Pages as source code:

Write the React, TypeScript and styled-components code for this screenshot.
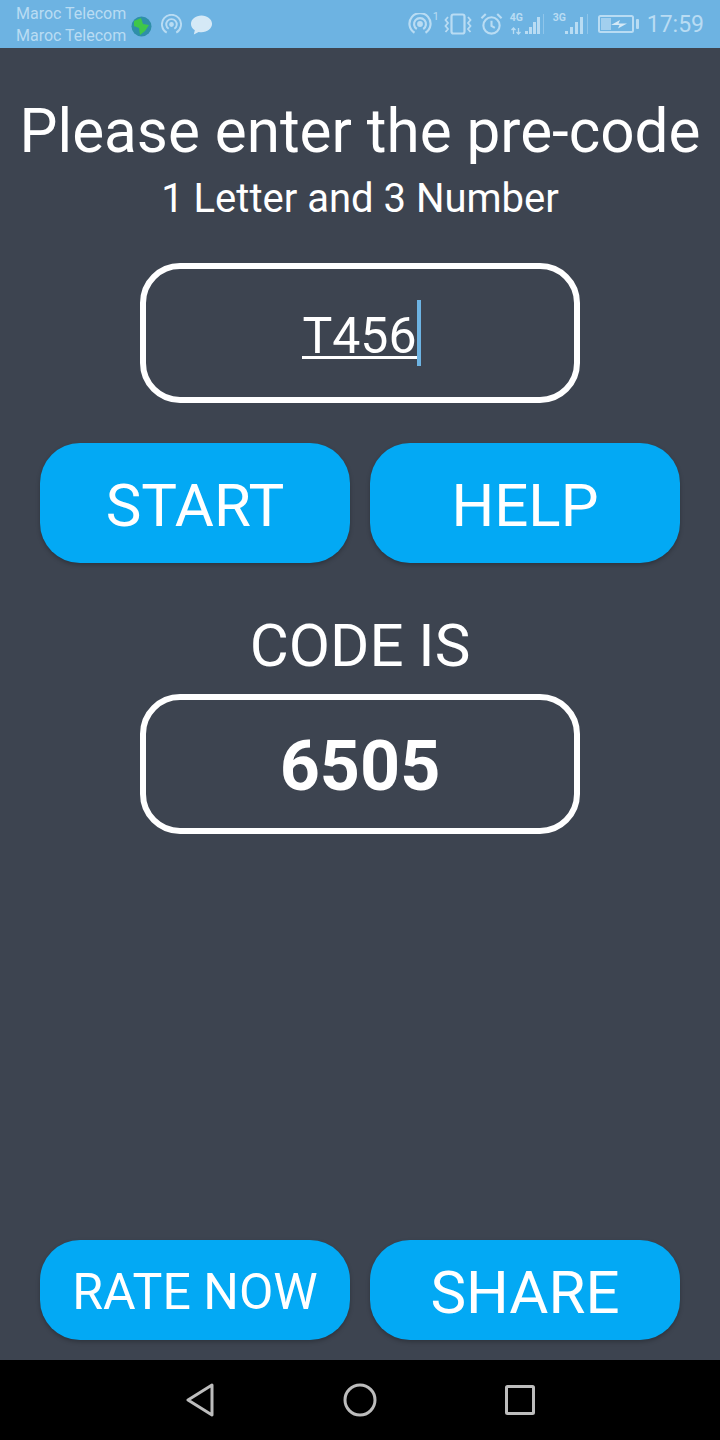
import styled, { createGlobalStyle } from "styled-components";

const GlobalStyle = createGlobalStyle`
  html, body {
    margin: 0;
    padding: 0;
    background: #3d4450;
  }
  * {
    box-sizing: border-box;
  }
`;

const Screen = styled.div`
  width: 720px;
  height: 1440px;
  display: flex;
  flex-direction: column;
  font-family: Roboto, "Liberation Sans", sans-serif;
  color: #ffffff;
  background: #3d4450;
  overflow: hidden;
`;

// Status bar
const StatusBar = styled.div`
  height: 48px;
  flex: none;
  display: flex;
  align-items: center;
  justify-content: space-between;
  padding: 0 16px;
  background: #6db3e2;
  color: #b9dcf3;
`;

const StatusGroup = styled.div`
  display: flex;
  align-items: center;
`;

const Carrier = styled.div`
  margin-top: 2px;
  font-size: 16px;
  line-height: 22px;
`;

const Clock = styled.span`
  font-size: 23px;
  margin-left: 7px;
`;

const StatusIcon = styled.svg<{ $gap?: number; $drop?: number }>`
  display: block;
  margin-left: ${(p) => p.$gap ?? 0}px;
  margin-top: ${(p) => p.$drop ?? 0}px;
`;

const Superscript = styled.span`
  width: 6px;
  margin-left: 1px;
  margin-bottom: 14px;
  font-size: 11px;
  line-height: 10px;
`;

const NetBlock = styled.div<{ $gap: number }>`
  position: relative;
  margin-left: ${(p) => p.$gap}px;
`;

const NetLabel = styled.span`
  position: absolute;
  left: 0;
  top: 1px;
  font-size: 10.5px;
  font-weight: 700;
  line-height: 10px;
`;

// Main content
const Main = styled.main`
  flex: 1;
  display: flex;
  flex-direction: column;
  align-items: center;
  padding: 49px 40px 20px;
`;

const Title = styled.h1`
  margin: 0;
  font-size: 60.2px;
  font-weight: 400;
  line-height: 70px;
  white-space: nowrap;
`;

const Subtitle = styled.p`
  margin: 9px 0 0;
  font-size: 40px;
  line-height: 46px;
`;

const OutlineBox = styled.div<{ $top: number }>`
  width: 440px;
  height: 140px;
  margin-top: ${(p) => p.$top}px;
  display: flex;
  align-items: center;
  justify-content: center;
  border: 6px solid #ffffff;
  border-radius: 40px;
`;

const InputText = styled.span`
  display: flex;
  align-items: center;
  height: 66px;
  margin-left: 3px;
  font-size: 50px;
`;

const Typed = styled.span`
  line-height: 40px;
  border-bottom: 3px solid #ffffff;
  margin-top: 8px;
`;

const Caret = styled.span`
  width: 4px;
  height: 66px;
  background: #6db3e2;
`;

const ButtonRow = styled.div<{ $top: number }>`
  width: 640px;
  margin-top: ${(p) => p.$top}px;
  display: grid;
  grid-template-columns: 1fr 1fr;
  gap: 20px;
`;

const ActionButton = styled.button<{ $height: number; $size: number }>`
  height: ${(p) => p.$height}px;
  padding: 4px 0 0;
  border: 0;
  border-radius: 40px;
  background: #03a9f4;
  color: #ffffff;
  font-family: inherit;
  font-size: ${(p) => p.$size}px;
  box-shadow: 0 2px 4px rgba(0, 0, 0, 0.25);
`;

const CodeLabel = styled.div`
  margin-top: 48px;
  font-size: 60px;
  line-height: 70px;
`;

const CodeValue = styled.span`
  padding-top: 4px;
  font-size: 70px;
  font-weight: 700;
`;

const Spacer = styled.div`
  flex: 1;
`;

// Navigation bar
const NavBar = styled.nav`
  height: 80px;
  flex: none;
  display: grid;
  grid-template-columns: repeat(3, 160px);
  justify-content: center;
  align-items: center;
  justify-items: center;
  background: #000000;
`;

const App = () => {
  return (
    <>
      <GlobalStyle />
      <Screen>
        <StatusBar>
          <StatusGroup>
            <Carrier>
              Maroc Telecom
              <br />
              Maroc Telecom
            </Carrier>
            <StatusIcon $gap={5} $drop={4} width="21" height="21" viewBox="0 0 21 21">
              <circle cx="10.500" cy="10.500" r="10" fill="#2f8fa8" />
              <path d="M3 5l7-3 2 6 6 1-4 6-5 4-1-7-5-2z" fill="#3fc74a" />
            </StatusIcon>
            <StatusIcon $gap={9} $drop={1} width="21" height="21" viewBox="0 0 22 22" fill="none" stroke="#b9dcf3" strokeWidth="2">
              <path d="M6 19.500a10 10 0 1 1 10 0" />
              <path d="M8 15.500a5.500 5.500 0 1 1 6 0" />
              <circle cx="11" cy="11" r="1.500" fill="#b9dcf3" />
            </StatusIcon>
            <StatusIcon $gap={8} $drop={1} width="23" height="22" viewBox="0 0 24 22">
              <path d="M12 1c6 0 11 3.800 11 8.800s-5 8.800-11 8.800c-1 0-2-.1-3-.3L4 21l1-4.500C2.500 15 1 12.600 1 9.800 1 4.800 6 1 12 1z" fill="#d5e9f6" />
            </StatusIcon>
          </StatusGroup>
          <StatusGroup>
            <StatusIcon width="24" height="22" viewBox="0 0 26 24" fill="none" stroke="#b9dcf3" strokeWidth="2.400">
              <path d="M7 21.500a11.500 11.500 0 1 1 12 0" />
              <path d="M9.500 17.500a6.500 6.500 0 1 1 7 0" />
              <circle cx="13" cy="12" r="2" fill="#b9dcf3" />
            </StatusIcon>
            <Superscript>1</Superscript>
            <StatusIcon $gap={5} width="28" height="22" viewBox="0 0 28 22" fill="none" stroke="#b9dcf3" strokeWidth="2.200">
              <rect x="7.500" y="1.500" width="13" height="19" rx="2" />
              <path d="M4 4L1.500 7 4 10 1.500 13 4 16 1.500 19M24 4l2.500 3L24 10l2.500 3L24 16l2.500 3" strokeWidth="1.800" />
            </StatusIcon>
            <StatusIcon $gap={8} width="23" height="24" viewBox="0 0 24 24" fill="none" stroke="#b9dcf3" strokeWidth="2.200">
              <circle cx="12" cy="13.500" r="8.500" />
              <path d="M12 8.500v5.500l3.500 2M1.500 6L6 1.500M22.500 6L18 1.500" />
            </StatusIcon>
            <NetBlock $gap={7}>
              <NetLabel>4G</NetLabel>
              <StatusIcon width="34" height="24" viewBox="0 0 34 24" fill="#b9dcf3">
                <path d="M15 19h3v3h-3zM19 15h3v7h-3zM23 10h3v12h-3zM27 5h3v17h-3z" />
                <path d="M3.500 22v-6M1.500 18l2-2 2 2M8.500 16v6M6.500 20l2 2 2-2" fill="none" stroke="#b9dcf3" strokeWidth="1.300" />
                <path d="M33 2h1v20h-1z" opacity=".45" />
              </StatusIcon>
            </NetBlock>
            <NetBlock $gap={9}>
              <NetLabel>3G</NetLabel>
              <StatusIcon width="35" height="24" viewBox="0 0 35 24" fill="#b9dcf3">
                <path d="M12 19h3v3h-3zM17 15h3v7h-3zM22 10h3v12h-3zM27 5h3v17h-3z" />
                <path d="M34 2h1v20h-1z" opacity=".45" />
              </StatusIcon>
            </NetBlock>
            <StatusIcon $gap={10} width="42" height="18" viewBox="0 0 42 18" fill="none">
              <rect x="1" y="1" width="34" height="16" rx="1.500" stroke="#b9dcf3" strokeWidth="2" />
              <rect x="3" y="3" width="10" height="12" fill="#b9dcf3" opacity=".7" />
              <path d="M13 10l9-5-1.500 3.500H29l-9 5 1.500-3.500z" fill="#d5e9f6" />
              <rect x="38" y="4" width="3" height="10" rx="1" fill="#b9dcf3" />
            </StatusIcon>
            <Clock>17:59</Clock>
          </StatusGroup>
        </StatusBar>

        <Main>
          <Title>Please enter the pre-code</Title>
          <Subtitle>1 Letter and 3 Number</Subtitle>

          <OutlineBox $top={41}>
            <InputText>
              <Typed>T456</Typed>
              <Caret />
            </InputText>
          </OutlineBox>

          <ButtonRow $top={40}>
            <ActionButton $height={120} $size={60}>START</ActionButton>
            <ActionButton $height={120} $size={60}>HELP</ActionButton>
          </ButtonRow>

          <CodeLabel>CODE IS</CodeLabel>
          <OutlineBox $top={13}>
            <CodeValue>6505</CodeValue>
          </OutlineBox>

          <Spacer />

          <ButtonRow $top={0}>
            <ActionButton $height={100} $size={50}>RATE NOW</ActionButton>
            <ActionButton $height={100} $size={60}>SHARE</ActionButton>
          </ButtonRow>
        </Main>

        <NavBar>
          <svg width="28" height="34" viewBox="0 0 28 34" fill="none" stroke="#bdbdbd" strokeWidth="3" strokeLinejoin="round">
            <path d="M26 2L2 17l24 15z" />
          </svg>
          <svg width="34" height="34" viewBox="0 0 34 34" fill="none" stroke="#bdbdbd" strokeWidth="3">
            <circle cx="17" cy="17" r="15" />
          </svg>
          <svg width="30" height="30" viewBox="0 0 30 30" fill="none" stroke="#bdbdbd" strokeWidth="3" strokeLinejoin="round">
            <rect x="1.500" y="1.500" width="27" height="27" rx="1" />
          </svg>
        </NavBar>
      </Screen>
    </>
  );
};

export default App;
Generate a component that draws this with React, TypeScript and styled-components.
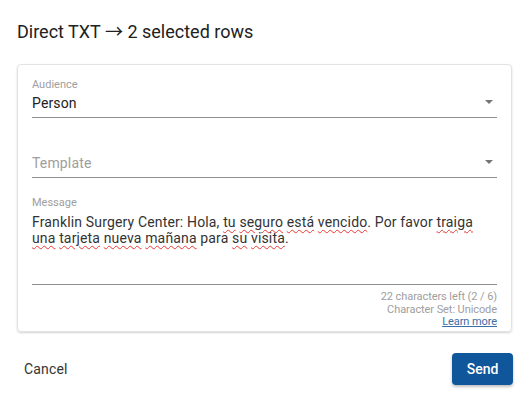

§ Direction
Find all lines where the word "TypeScript" appears. Copy them.

§ Final result
Write the React, TypeScript and styled-components code for this screenshot.
Generate a component that draws this with React, TypeScript and styled-components.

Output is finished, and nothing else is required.